- How long does a divorce take?
- What is the soonest I can get a divorce?
- What is the difference between divorce and legal separation?
- Can I represent myself?
- How much does a divorce cost?
- Can my child testify in court?
- Can my child choose the parent she wants to live with?
- What is mediation?
- Will A Judge Order Attorney’s fees and costs?
- What Factors Does the Judge Consider When Determining Parenting Time and Legal Decision-Making?
- Modification of Legal Decision Making Orders
- Order Of Protection (OOP):
Your case takes as long as YOU want it to, but typically anywhere from 60 days to one year. With healthy compromise, meaningful negotiation and purpose-driven goals results can be achieved more quickly.
A party files preliminary paperwork, serves the opposing party, discovery begins and negotiation follows. If the parties cannot settle the case, an evidentiary hearing will be set.
60 days from the date Respondent is served with the Petition for Dissolution and by Consent Decree.
Both procedures involve nearly the same filings and results except that in the latter the parties are still married. The Court, in both, will make rulings regarding legal decision-making, parenting time and child support (if children are involved) and enter applicable judgments concerning distribution of property and debt. Parties separate, oftentimes, for religious reasons, health insurance or domestic violence (when circumstances are volatile and filing for divorce may cause too extreme a reaction). Notably, it’s easy to convert a legal separation into a divorce by filing a simple document. If your separation has concluded, you will need to file a Petition for Dissolution.
Yes, but it’s not recommended (“he who represents himself has a fool for a lawyer!”) The Court will hold you to the same standard as a skilled attorney (who has gone to school for years to learn the law and who necessarily has years of training and experience) you are expected to know the rules, file the appropriate documents and negotiate on your behalf. You will be negotiating the most important decisions of your life: your children’s best interest, how your will support them (and yourself) and your security.
Cost varies depending on skill level and length of case but is primarily dictated by the willingness of the parties to negotiate in good faith and reduce conflict. If resolution is not possible the case will proceed to several court appearances and eventually an evidentiary hearing (and necessarily higher costs).
My retainer begins at $5,000 at $350/hour.
The short answer is no.

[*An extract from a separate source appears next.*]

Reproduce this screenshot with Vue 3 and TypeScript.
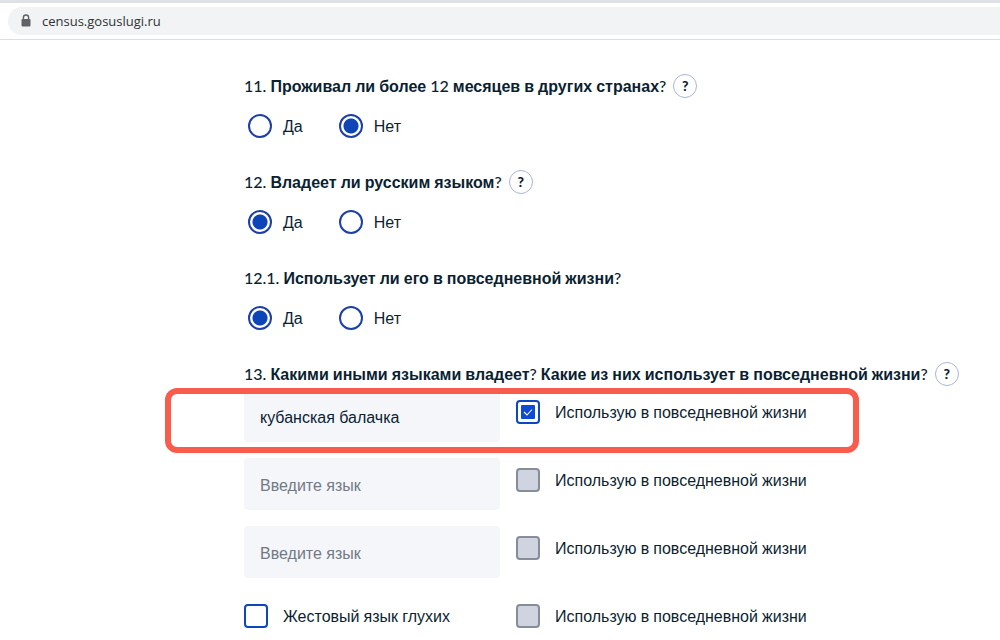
<script setup lang="ts">
import { h, reactive, ref } from 'vue'
import type { FunctionalComponent } from 'vue'

interface Question {
  id: string
  text: string
  help: boolean
  answer: string
}

interface Language {
  name: string
  daily: boolean
}

// Cyrillic words are set in the sans face; digits, punctuation and spaces in Lato.
const MixedText: FunctionalComponent<{ text: string }> = ({ text }) =>
  h(
    'span',
    (text.match(/[А-Яа-яЁё]+|[^А-Яа-яЁё]+/g) ?? []).map((run) =>
      /[А-Яа-яЁё]/.test(run) ? h('span', { class: 'cyrillic' }, run) : run,
    ),
  )
MixedText.props = ['text']

const answers: string[] = ['Да', 'Нет']

const questions = reactive<Question[]>([
  { id: '11', text: '11. Проживал ли более 12 месяцев в других странах?', help: true, answer: 'Нет' },
  { id: '12', text: '12. Владеет ли русским языком?', help: true, answer: 'Да' },
  { id: '12-1', text: '12.1. Использует ли его в повседневной жизни?', help: false, answer: 'Да' },
])

const languages = reactive<Language[]>([
  { name: 'кубанская балачка', daily: true },
  { name: '', daily: false },
  { name: '', daily: false },
])

const signLanguage = ref(false)
const signDaily = ref(false)
</script>

<template>
  <div class="page">
    <header class="browser-bar">
      <div class="address">
        <svg class="lock" viewBox="0 0 10 14" aria-hidden="true">
          <path d="M2.4 6V3.6a2.6 2.6 0 0 1 5.2 0V6" fill="none" stroke="#5f6368" stroke-width="1.4" />
          <rect x="0.5" y="5" width="9" height="7.5" rx="1" fill="#5f6368" />
        </svg>
        <span>census.gosuslugi.ru</span>
      </div>
    </header>

    <main class="form">
      <section v-for="q in questions" :key="q.id" class="question" role="radiogroup" :aria-labelledby="`title-${q.id}`">
        <div class="heading">
          <h2 :id="`title-${q.id}`"><MixedText :text="q.text" /></h2>
          <button v-if="q.help" type="button" class="help">?</button>
        </div>
        <div class="options">
          <label v-for="a in answers" :key="a" class="option">
            <input v-model="q.answer" type="radio" :name="`question-${q.id}`" :value="a" />
            <MixedText :text="a" />
          </label>
        </div>
      </section>

      <section>
        <div class="heading">
          <h2><MixedText text="13. Какими иными языками владеет? Какие из них использует в повседневной жизни?" /></h2>
          <button type="button" class="help">?</button>
        </div>
        <div class="languages">
          <div v-for="(l, i) in languages" :key="i" class="row">
            <input v-model="l.name" type="text" class="field" placeholder="Введите язык" aria-label="Язык" />
            <label class="check">
              <input v-model="l.daily" type="checkbox" :disabled="!l.name" />
              <MixedText text="Использую в повседневной жизни" />
            </label>
            <div v-if="i === 0" class="marker"></div>
          </div>
          <div class="row">
            <label class="check">
              <input v-model="signLanguage" type="checkbox" />
              <MixedText text="Жестовый язык глухих" />
            </label>
            <label class="check">
              <input v-model="signDaily" type="checkbox" :disabled="!signLanguage" />
              <MixedText text="Использую в повседневной жизни" />
            </label>
          </div>
        </div>
      </section>
    </main>
  </div>
</template>

<style>
body {
  overflow: hidden;
}

.cyrillic {
  font-family: "Liberation Sans", Arial, sans-serif;
}

h2 .cyrillic {
  font-weight: 700;
}
</style>

<style scoped>
.page {
  background: #fff;
  color: #0b1f33;
  font: 16px/24px Lato, "Liberation Sans", Arial, sans-serif;
}

.browser-bar {
  padding: 4px 0 4px 8px;
  border-top: 3px solid #dee1e6;
  border-bottom: 1px solid #dcdee0;
}

.address {
  display: flex;
  align-items: center;
  gap: 11px;
  height: 28px;
  padding-left: 13px;
  border-radius: 14px 0 0 14px;
  background: #f1f3f4;
  color: #303236;
  font: 13px/28px "Open Sans", "Noto Sans", sans-serif;
}

.lock {
  width: 10px;
  height: 14px;
}

.form {
  padding: 34px 24px 0 244px;
}

.question {
  margin-bottom: 32px;
}

.heading {
  display: flex;
  align-items: center;
  gap: 7px;
  height: 24px;
}

h2 {
  margin: 0;
  font-size: 16px;
  line-height: 24px;
  font-weight: 500;
  white-space: nowrap;
}

.help {
  flex: none;
  width: 24px;
  height: 24px;
  padding: 0;
  border: 1px solid #a9b5d9;
  border-radius: 50%;
  background: #fff;
  color: #0b1f33;
  font: 900 14px/22px Lato, "Liberation Sans", sans-serif;
}

.options {
  display: flex;
  gap: 36px;
  margin-top: 16px;
  padding-left: 4px;
}

.option,
.check {
  display: flex;
  align-items: center;
  gap: 11px;
  height: 24px;
  white-space: nowrap;
}

.row .check {
  gap: 15px;
  margin-top: 10px;
}

input[type="radio"],
input[type="checkbox"] {
  appearance: none;
  flex: none;
  box-sizing: border-box;
  width: 24px;
  height: 24px;
  margin: 0;
  border: 2px solid #0d47bf;
  background: #fff;
}

input[type="radio"] {
  border-color: #1e3fa8;
  border-radius: 50%;
}

input[type="radio"]:checked {
  background: radial-gradient(circle, #0d45b8 0 7px, #fff 8px);
}

input[type="checkbox"] {
  border-radius: 4px;
}

input[type="checkbox"]:checked {
  background: #fff url("data:image/svg+xml,%3Csvg xmlns='http://www.w3.org/2000/svg' viewBox='0 0 20 20'%3E%3Crect x='3' y='3' width='14' height='14' rx='1' fill='%230d4cd3'/%3E%3Cpath d='M6 10l3 3 5-5.5' fill='none' stroke='%23fff' stroke-width='1.1'/%3E%3C/svg%3E") center / 20px 20px no-repeat;
}

input[type="checkbox"]:disabled {
  border-color: #868c98;
  background: #d0d4e0;
}

.languages {
  display: grid;
  gap: 16px;
  justify-content: start;
  margin-top: 4px;
}

.row {
  position: relative;
  display: grid;
  grid-template-columns: 256px auto;
  column-gap: 16px;
  align-items: start;
  min-height: 52px;
}

.field {
  box-sizing: border-box;
  width: 100%;
  height: 52px;
  padding: 3px 16px 0;
  border: 0;
  border-radius: 4px;
  background: #f5f6fa;
  color: #0b1f33;
  font-family: "Liberation Sans", Arial, sans-serif;
  font-size: 16px;
}

.field::placeholder {
  color: #727a85;
  opacity: 1;
}

.marker {
  position: absolute;
  inset: -2px -52px -11px -79px;
  border: 6px solid #f95b4c;
  border-radius: 12px;
  pointer-events: none;
}
</style>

However, your child’s voice can be heard through a court appointed psychologist in what is known as a “Parenting Conference” through Conciliation Services.

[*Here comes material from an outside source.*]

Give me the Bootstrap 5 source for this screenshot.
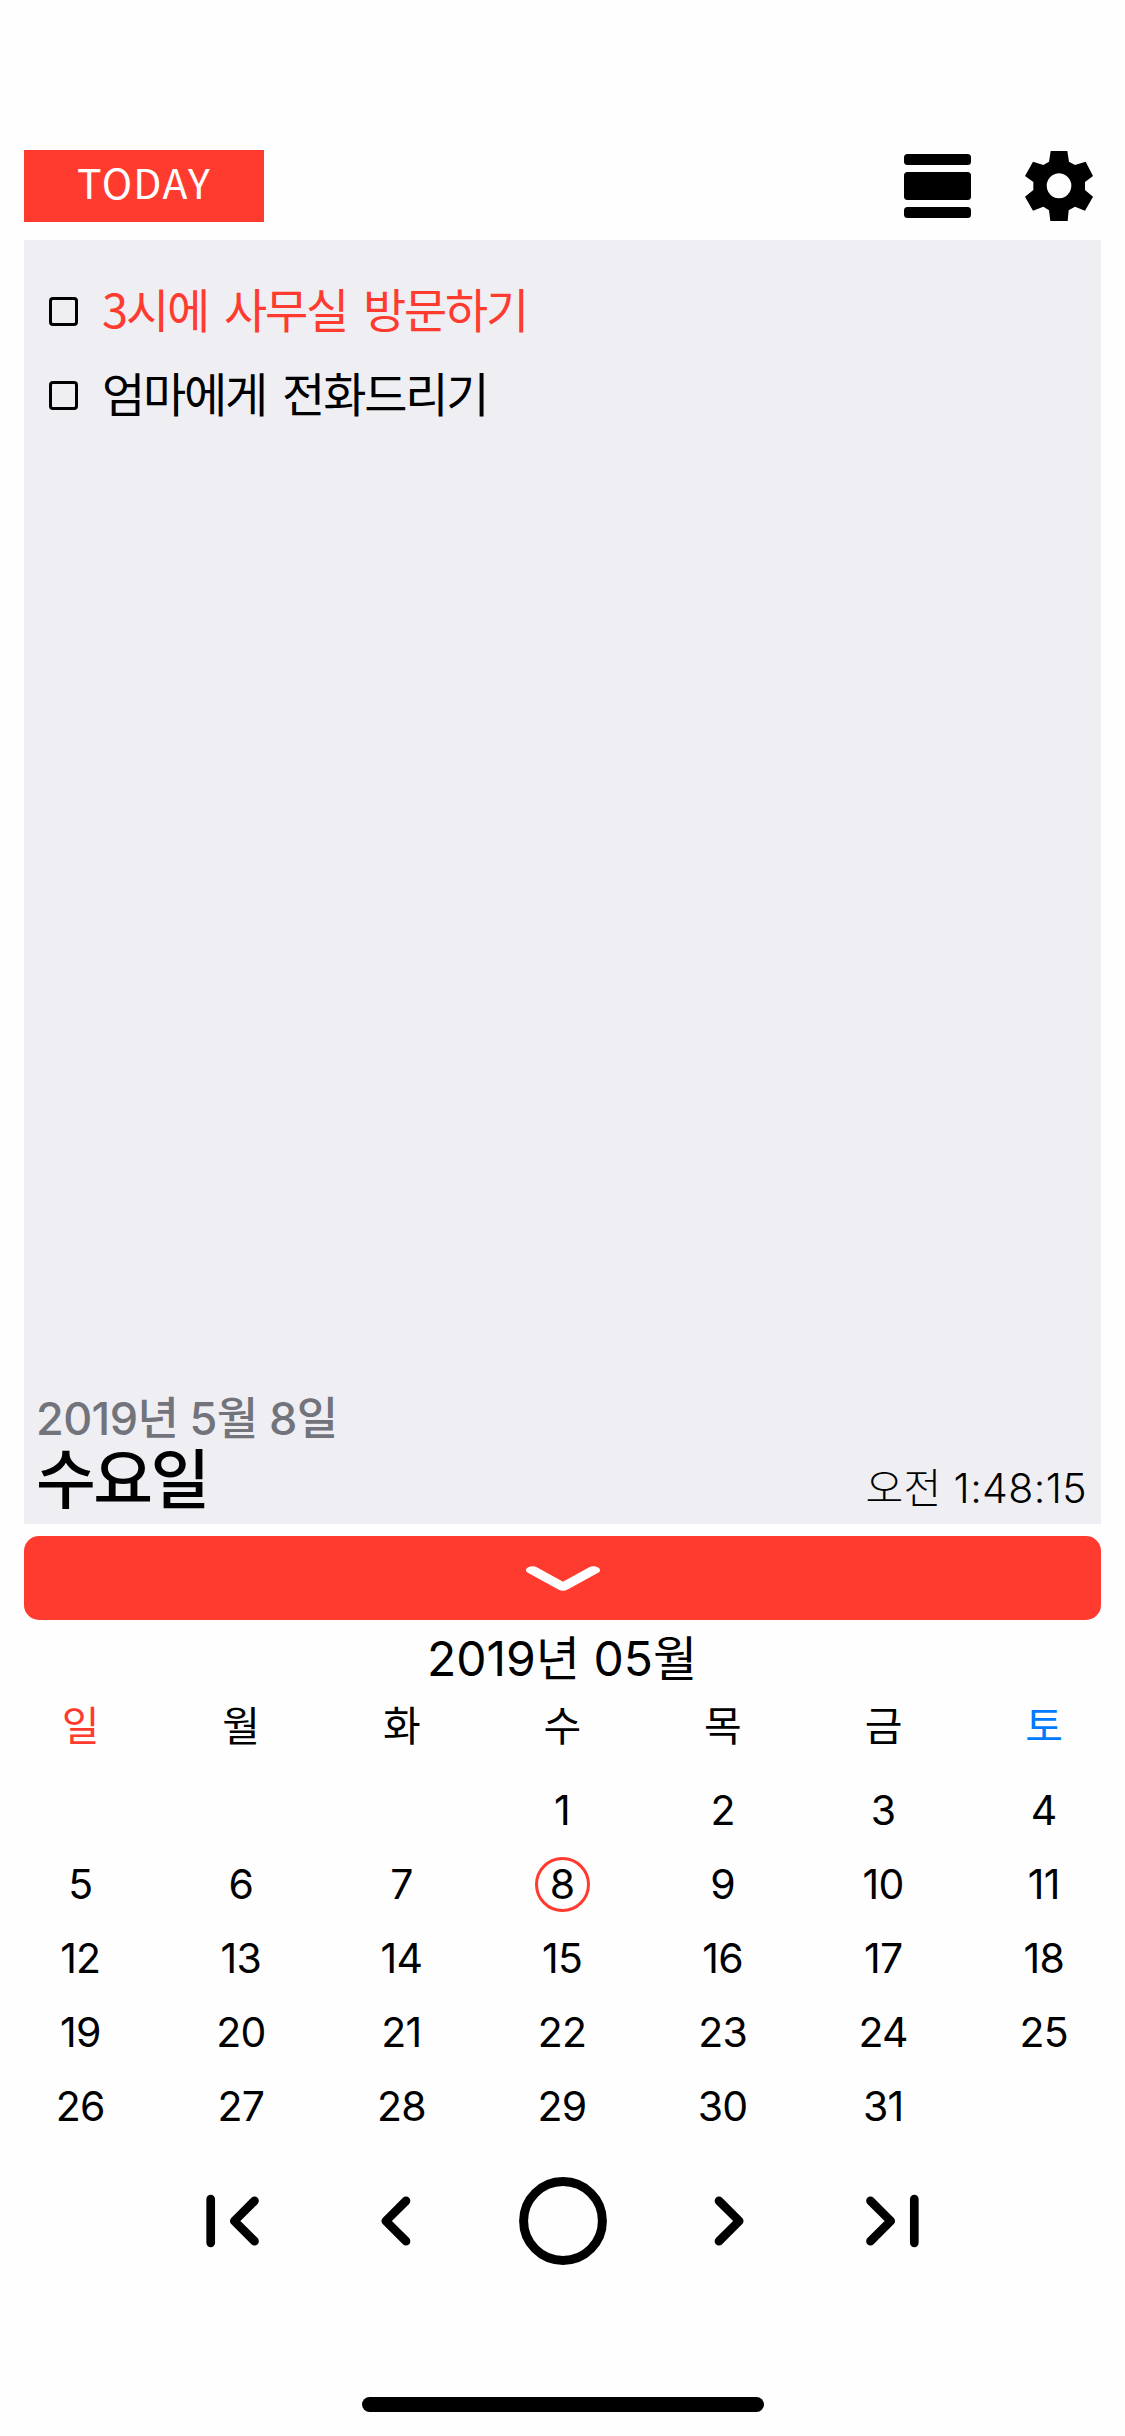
<!DOCTYPE html>
<html lang="ko">
<head>
<meta charset="utf-8">
<meta name="viewport" content="width=device-width, initial-scale=1">
<title>TODAY</title>
<link href="https://cdn.jsdelivr.net/npm/bootstrap@5.3.0/dist/css/bootstrap.min.css" rel="stylesheet">
<style>
  :root { --accent: #ff3b30; }
  body { background: #fefefe; color: #000; font-family: Inter, "Noto Sans CJK KR", sans-serif; }
  .screen { height: 2436px; padding-top: 150px; overflow: hidden; }
  .gutter { margin: 0 24px; }
  .topbar { height: 72px; }
  .today-btn { width: 240px; height: 72px; background: var(--accent); color: #fff; border: 0; font: 400 41px/60px "Noto Sans CJK KR", sans-serif; letter-spacing: 1.3px; padding: 0 0 11px; }
  .tool-icons { gap: 54px; margin-right: 8px; }
  .memo { height: 1284px; margin-top: 18px; background: #eeeef3; padding: 30px 14px 9px 12px; }
  .todo { height: 84px; padding-left: 13px; font: 400 47px/76px "Noto Sans CJK KR", sans-serif; letter-spacing: -2.2px; word-spacing: 5px; }
  .todo-text { padding-bottom: 9px; }
  .box { width: 29px; height: 29px; border: 3px solid #000; border-radius: 4px; margin: 0 24px 1px 0; }
  .accent-text { color: var(--accent); }
  .sat { color: #007aff; }
  .date-line { font-size: 45px; line-height: 50px; font-weight: 500; color: #72737b; letter-spacing: -.6px; }
  .weekday-line { font-size: 65px; line-height: 71px; font-weight: 500; letter-spacing: -2.6px; }
  .clock { font-size: 41px; line-height: 54px; font-weight: 300; letter-spacing: .4px; }
  .fold-btn { height: 84px; margin-top: 12px; background: var(--accent); border: 0; border-radius: 15px; }
  .month-title { height: 76px; line-height: 77px; font-size: 48px; letter-spacing: 0; }
  .calendar { padding-right: 1px; }
  .cal-row { height: 74px; font-size: 41px; line-height: 74px; letter-spacing: -.7px; }
  .cal-head { height: 77px; line-height: 60px; }
  .today-mark { width: 55px; height: 55px; border: 3px solid var(--accent); border-radius: 50%; }
  .pager { height: 90px; margin-top: 33px; gap: 107.5px; }
  .home-bar { width: 402px; height: 15px; border-radius: 8px; background: #000; margin: 131px auto 0; }
  .edge-first { margin-right: 14.5px; }
  .edge-last { margin-left: 14.5px; }
</style>
</head>
<body>
<div class="screen">
  <header class="gutter topbar d-flex justify-content-between align-items-center">
    <button class="today-btn">TODAY</button>
    <div class="tool-icons d-flex align-items-center">
      <svg width="67" height="64" viewBox="0 0 67 64"><rect width="67" height="11" rx="3.5"/><rect y="18" width="67" height="28" rx="3.5"/><rect y="53" width="67" height="11" rx="3.5"/></svg>
      <svg width="68" height="70" viewBox="0 0 204 210"><path fill-rule="evenodd" d="M77 0h50l5 32 18 10 32-10 22 43-24 18v24l24 20-24 42-30-12-19 11-3 32H76l-4-32-17-11-31 12L0 137l25-20V93L0 75 24 32l31 10 17-10ZM102 67a37 37.500 0 1 0 .1 0Z"/></svg>
    </div>
  </header>

  <main class="gutter memo d-flex flex-column justify-content-between">
    <div>
      <div class="todo d-flex align-items-center accent-text"><span class="box"></span><span class="todo-text">3시에 사무실 방문하기</span></div>
      <div class="todo d-flex align-items-center"><span class="box"></span><span class="todo-text">엄마에게 전화드리기</span></div>
    </div>
    <div class="d-flex justify-content-between align-items-end">
      <div>
        <div class="date-line">2019년 5월 8일</div>
        <div class="weekday-line">수요일</div>
      </div>
      <div class="clock">오전 1:48:15</div>
    </div>
  </main>

  <div class="gutter d-grid">
    <button class="fold-btn d-flex justify-content-center align-items-center" aria-label="접기">
      <svg width="76" height="26" viewBox="0 0 76 26"><g transform="translate(38 0) scale(1.8 1)"><path d="M-16.900 5.200 0 21.800 16.900 5.200" fill="none" stroke="#fff" stroke-width="7.400" stroke-linecap="round" stroke-linejoin="round"/></g></svg>
    </button>
  </div>

  <section class="calendar text-center">
    <div class="month-title">2019년 05월</div>
    <div class="cal-row cal-head row g-0"><div class="col accent-text">일</div><div class="col">월</div><div class="col">화</div><div class="col">수</div><div class="col">목</div><div class="col">금</div><div class="col sat">토</div></div>
    <div class="cal-row row g-0"><div class="col"></div><div class="col"></div><div class="col"></div><div class="col">1</div><div class="col">2</div><div class="col">3</div><div class="col">4</div></div>
    <div class="cal-row row g-0"><div class="col">5</div><div class="col">6</div><div class="col">7</div><div class="col d-flex justify-content-center align-items-center"><span class="today-mark d-flex justify-content-center align-items-center">8</span></div><div class="col">9</div><div class="col">10</div><div class="col">11</div></div>
    <div class="cal-row row g-0"><div class="col">12</div><div class="col">13</div><div class="col">14</div><div class="col">15</div><div class="col">16</div><div class="col">17</div><div class="col">18</div></div>
    <div class="cal-row row g-0"><div class="col">19</div><div class="col">20</div><div class="col">21</div><div class="col">22</div><div class="col">23</div><div class="col">24</div><div class="col">25</div></div>
    <div class="cal-row row g-0"><div class="col">26</div><div class="col">27</div><div class="col">28</div><div class="col">29</div><div class="col">30</div><div class="col">31</div><div class="col"></div></div>
  </section>

  <nav class="pager d-flex justify-content-center align-items-center">
    <svg class="edge-first" width="53" height="54" viewBox="0 0 53 54" fill="none" stroke="#000" stroke-width="8.700" stroke-linecap="round" stroke-linejoin="round"><path d="M4.700 5.200v43.600M48.500 6.800 28.300 27l20.200 20.200"/></svg>
    <svg width="30" height="54" viewBox="0 0 30 54" fill="none" stroke="#000" stroke-width="8.700" stroke-linecap="round" stroke-linejoin="round"><path d="M25 6.800 4.800 27 25 47.200"/></svg>
    <svg width="88" height="88" viewBox="0 0 88 88" fill="none" stroke="#000" stroke-width="9"><circle cx="44" cy="44" r="39.400"/></svg>
    <svg width="30" height="54" viewBox="0 0 30 54" fill="none" stroke="#000" stroke-width="8.700" stroke-linecap="round" stroke-linejoin="round"><path d="M5 6.800 25.200 27 5 47.200"/></svg>
    <svg class="edge-last" width="53" height="54" viewBox="0 0 53 54" fill="none" stroke="#000" stroke-width="8.700" stroke-linecap="round" stroke-linejoin="round"><path d="M48.300 5.200v43.600M4.500 6.800 24.700 27 4.500 47.200"/></svg>
  </nav>
  <div class="home-bar"></div>
</div>
<script src="https://cdn.jsdelivr.net/npm/bootstrap@5.3.0/dist/js/bootstrap.bundle.min.js"></script>
</body>
</html>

A judge will consider the child’s wishes as one of several factors in determining parenting time and decision-making and may order that the child, (who is old enough), be interviewed by court-appointed experts for additional information.
Mediation is a process whereby a neutral third party attempts to facilitate a mutually agreeable settlement between the two parties. It is conducted with both parties and their counsel present. Following initial introductions, the parties are sent to separate rooms and the mediator moves back and forth between the parties with offers and suggestions.
A judge has discretion whether to award a party attorney’s fees and costs and typically considers the reasonableness of the parties during the lawsuit and their financial disparity.
A judge considers “best interest of the child.” That said, Arizona is a “no fault” State which means the judge will not punish a spouse for infidelity but may consider the lifestyle choices of that spouse (i.e. domestic violence, substance abuse, ability to co-parent, work commitments etc…)
My job goes beyond helping my clients prepare for a divorce. I also work with families post-divorce to create working solutions for issues that arise once the divorce judgment is final. This includes modifications of existing orders. Parenting time and legal decision-making modifications typically occur when one parent relocates. Unfortunately, divorced couples will often opt to work these issues out together without the court’s intervention. They do so because they believe it will be cheaper and while sometimes that’s true, should an issue arise later and both couples are in violation of a judges orders things can get expensive quickly.
Clients often obtain them when they have been abused, threatened or harassed by their partner. They can be highly useful tools in preventing future violence but are by no means an impenetrable barrier. Violations of an OOP will oftentimes dictate how a judge will regard your particular case. If you are in a situation where violence has occurred or is imminent I advise you to consider additional security measures along with your OOP.